Thanks,
I finally managed to figure it out. The solution was to disable power 
management  on the wi-fi controller by editing 
/etc/NetworkManager/conf.d/default-wifi-powersave-on.conf as follows:
[connection]
wifi.powersave = 2 

Power management at least on this particular chipset is way too aggressive. I 
disabled that and now everything is running exponentially better.

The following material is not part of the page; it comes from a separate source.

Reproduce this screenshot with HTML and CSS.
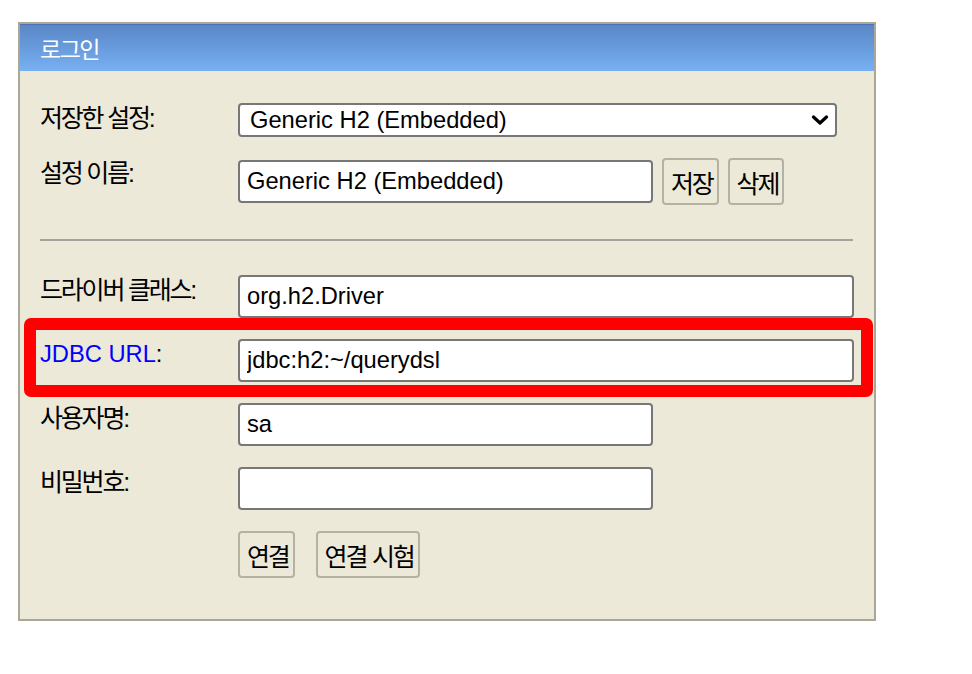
FILE: index.html
```html
<!DOCTYPE html>
<html lang="ko">
<head>
<meta charset="utf-8">
<title>로그인</title>
<link rel="stylesheet" href="styles.css">
</head>
<body>
<div class="panel">
  <div class="head"><span class="ko-head">로그인</span></div>
  <div class="body">
    <div class="form">
      <label class="lbl ko">저장한 설정:</label>
      <div class="select-wrap">
        <select class="sel"><option>Generic H2 (Embedded)</option></select>
        <svg class="chev" width="18" height="10" viewBox="0 0 18 10"><path d="M2.5 2 L9 8 L15.5 2" fill="none" stroke="#000" stroke-width="3.2" stroke-linecap="round" stroke-linejoin="round"/></svg>
      </div>

      <label class="lbl ko">설정 이름:</label>
      <div class="inline">
        <input class="inp short" type="text" value="Generic H2 (Embedded)">
        <button class="btn ko">저장</button>
        <button class="btn ko">삭제</button>
      </div>

      <div class="sep"></div>

      <label class="lbl ko">드라이버 클래스:</label>
      <input class="inp" type="text" value="org.h2.Driver">

      <label class="lbl"><a class="link">JDBC URL</a>:</label>
      <input class="inp" type="text" value="jdbc:h2:~/querydsl">

      <label class="lbl ko">사용자명:</label>
      <input class="inp short" type="text" value="sa">

      <label class="lbl ko">비밀번호:</label>
      <input class="inp short" type="password" value="">

      <div></div>
      <div class="actions">
        <button class="btn ko">연결</button>
        <button class="btn ko wide-space">연결 시험</button>
      </div>
    </div>
    <div class="highlight"></div>
  </div>
</div>
</body>
</html>
```

FILE: styles.css
```css
* { box-sizing: border-box; }

body {
  margin: 0;
  background: #ffffff;
  font-family: "Liberation Sans", "Noto Sans CJK KR", sans-serif;
  font-size: 23.7px;
  color: #000;
}

.panel {
  margin: 22px 0 0 18px;
  width: 858px;
  height: 599px;
  border: 2px solid #aba796;
  background: #ece9d8;
}

.head {
  height: 47px;
  padding-left: 20px;
  display: flex;
  align-items: center;
  background: linear-gradient(#5a86c6, #77b1f3);
  border-top: 1px solid #4a74b3;
  color: #fff;
}

.ko-head {
  font-size: 23px;
  letter-spacing: -1.5px;
}

.body {
  position: relative;
  padding: 32px 20px 0 20px;
}

.form {
  display: grid;
  grid-template-columns: 198px 1fr;
  row-gap: 21px;
  align-items: start;
}

.lbl {
  line-height: 28px;
  padding-top: 1px;
  white-space: nowrap;
}

.ko {
  font-size: 25px;
  letter-spacing: -2.2px;
}

.link { color: #0000ff; }

.select-wrap {
  position: relative;
  width: 599px;
}

.sel {
  appearance: none;
  -webkit-appearance: none;
  width: 599px;
  height: 34px;
  border: 2px solid #777;
  border-radius: 4px;
  background: #fff;
  padding: 0 30px 0 10px;
  font-family: "Liberation Sans", "Noto Sans CJK KR", sans-serif;
  font-size: 23.7px;
  color: #000;
  display: block;
}

.chev {
  position: absolute;
  right: 8px;
  top: 12px;
  pointer-events: none;
}

.inp {
  width: 616px;
  height: 43px;
  border: 2px solid #777;
  border-radius: 4px;
  background: #fff;
  padding: 0 7px;
  font-family: "Liberation Sans", "Noto Sans CJK KR", sans-serif;
  font-size: 23.7px;
  color: #000;
  outline: none;
}

.inp.short { width: 415px; }

.inline {
  display: flex;
  align-items: center;
  gap: 9px;
}

.btn {
  height: 47px;
  border: 2px solid #b5b2a3;
  border-radius: 4px;
  background: #ece9d8;
  padding: 0 4px 0 7px;
  font-family: "Liberation Sans", "Noto Sans CJK KR", sans-serif;
  color: #000;
}

.btn.wide-space { word-spacing: 1px; }

.actions {
  display: flex;
  gap: 21px;
}

.sep {
  grid-column: 1 / -1;
  height: 28px;
  padding-top: 13px;
  padding-right: 1px;
}

.sep::before {
  content: "";
  display: block;
  height: 2px;
  background: #a3a29b;
}

.highlight {
  position: absolute;
  left: 4px;
  top: 247px;
  width: 849px;
  height: 79px;
  border: 12px solid #ff0000;
  border-radius: 7px;
  pointer-events: none;
}
```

Retrieving speedtest.net configuration...
Testing from AT&T U-verse (MyIP)...
Retrieving speedtest.net server list...
Selecting best server based on ping...
Hosted by QSG IT (Auburn Hills, MI) [24.42 km]: 20.301 ms
Testing download speed................................
..
....
..........
....
..
..
..
......
...
speed..........................................................................
speed...........................................................................
...
Download: 336.44 Mbit/s
Testing upload speed........
................
................
..
.................
............
..
................
...
...
..
Upload: 244.96 Mbit/s
 
-----Original Message-----
From: Paul Gevers <elb...@debian.org> 
Sent: Tuesday, July 11, 2023 3:10 PM
To: Al Puzzuoli <alp...@gmail.com>; debian-accessibility@lists.debian.org
Subject: Re: Installed Bookworm on my Lenovo P360 Tiny Workstation. Wifi 
Commically slow!

Hi,

On 11-07-2023 04:28, Al Puzzuoli wrote:
> Um… Help?! Anyone have any ideas what might be going on?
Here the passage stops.